From Broken to Whole

The enormous fear used to creep up on me like the wirings on the mouse trap ready to hook me on at any single moment.  I was constantly overwhelmed by this gigantic fright.  But those wirings had somehow become silken cotton threads in His holy presence.  I finally realized what has been corking me from His endless anointing until I participated in this segment of the retreat program, “From Broken to Complete.”  This was a big surprise from God. 

Testimony: From Broken to Whole

For we do not have a high priest who is unable to empathize with our weaknesses, but we have one who has been tempted in every way, just as we are-yet he did not sin. Let us then approach God’s throne of grace with confidence, so that we may receive mercy and find grace to help us in our time of need. (Hebrews 4:15-16 )

I have been living in the torment of anxiety for many years.  I kept myself occupied with tons of tasks so that my mind would free me from guilt.  Only in long hours of prayer, I got to taste the sweetness of peace.  The 2nd segment, “Be Bold And Fearless “ from the Complete Redemption Retreat gave me this very chance to deeply experience His Spirit who, like silk and linen, surrounded me with peace and consolation.  I was kept bondage by the religious spirit for a long while.  Everything I did focused on not offending Him.  I felt distant from God and I didn't believe He loved me either.  I was so frightened and thirsted for His embracement.  I’ve tried all I could; but there was still this helpless void.  His unique love to me seemed unrealistic and inexistent.  I was deeply puzzled.  My tears kept running down when the ministry team was ministering the issue on fears.  I was very tired for my body was exhausted from crying for two days.  There were numerous times that I thought my tears has run out.  But the Holy Spirit touched me so profoundly that I was able to release my emotions.  I knew It was His divine work.  The enormous fear used to come upon me like the wirings on the mouse trap ready to hook me on at any single moment.  I was constantly overwhelmed by this gigantic fright.  But those wirings has somehow become silken cotton threads in His holy presence.  Anyone could easily pull the thread away from my body.  I saw a tunnel full of brightness.  My husband was standing in the light wearing a very clean white shirt.  He was looking at me with gentleness and tenderness.  For the very first time I felt I had the strength to love him since we got married four years ago.  I sensed there was this warm gentle stream flowing outward from my fingertips and my heart.

The Spirit of the Sovereign Lord is on me, because the Lord has anointed me to proclaim the good news to the poor.  He has sent me to the broken-hearted, to proclaim freedom for the captives and release from darkness for the prisoners, to proclaim the year of the Lord’s favor and the day of vengeance of our God, to comfort all who mourn, and to provide those who grieve in Zion—to bestow on them a crown of beauty instead of ashes, the oil of joy instead of mourning, and a garment of praise in stead of a spirit of despair. (Isaiah  61:1-3)
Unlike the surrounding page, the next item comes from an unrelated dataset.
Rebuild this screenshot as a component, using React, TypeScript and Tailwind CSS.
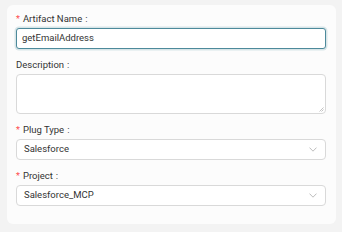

God surprised me to reveal what has been corking me to receive His endless anointing in the 2nd segment of the retreat program, “From Broken to Complete,” during the 2nd day.  The minister team represented those who hurt us either physically or emotionally and apologized on their behalf.  My problem mainly came from the years of emotional and verbal abuse from my mother.  My thoughts always went back to the last few days before she passed away.  She even had nothing to say to me until the moment she died.  I felt only God and myself could understand the pain and brokenness I suffered.  I thought for sure this was the key stopping me from experiencing His love.  Lee-Ling, our beloved sister, took up the role as my mother.  She hugged and comforted me with tender voice and loving tears that my mother never gave.  They were like angelic works engraved onto my heart.  She has added these missing pieces into my memories to make them whole.  Her husband, James who was standing behind her somehow caught my attention.  After Lee-Ling let go of me, I threw myself into his arms and wailed restlessly.  I saw my father wearing a suit and standing in the light by my husband.  I recalled how fearful I have been before him.  I remembered how he treated me with his sarcastic comments and ignorance whenever I made wrong choices; how he waited for me until I came home safely in the middle of the night; how he walked me and handed me to my husband during the wedding banquet with tears running downing his face for hours after he went back to his seat.  He even said he loves me more than my mother when I was sick in bed.  Our gracious brother, James, held me in his arms just like my father used to do.  For one moment I thought he was my father.  Then I realized this vision of my father and husband who stood in the middle of the light and looked at me peacefully symbolized God’s profound love.  And this was the root problem of my relationship with God.  For as long as they stood in the light, I received God’s loving anointing.

May my testimony bless every single heart.  May God’s love warm up every broken soul.  Bless you all in Jesus’ name!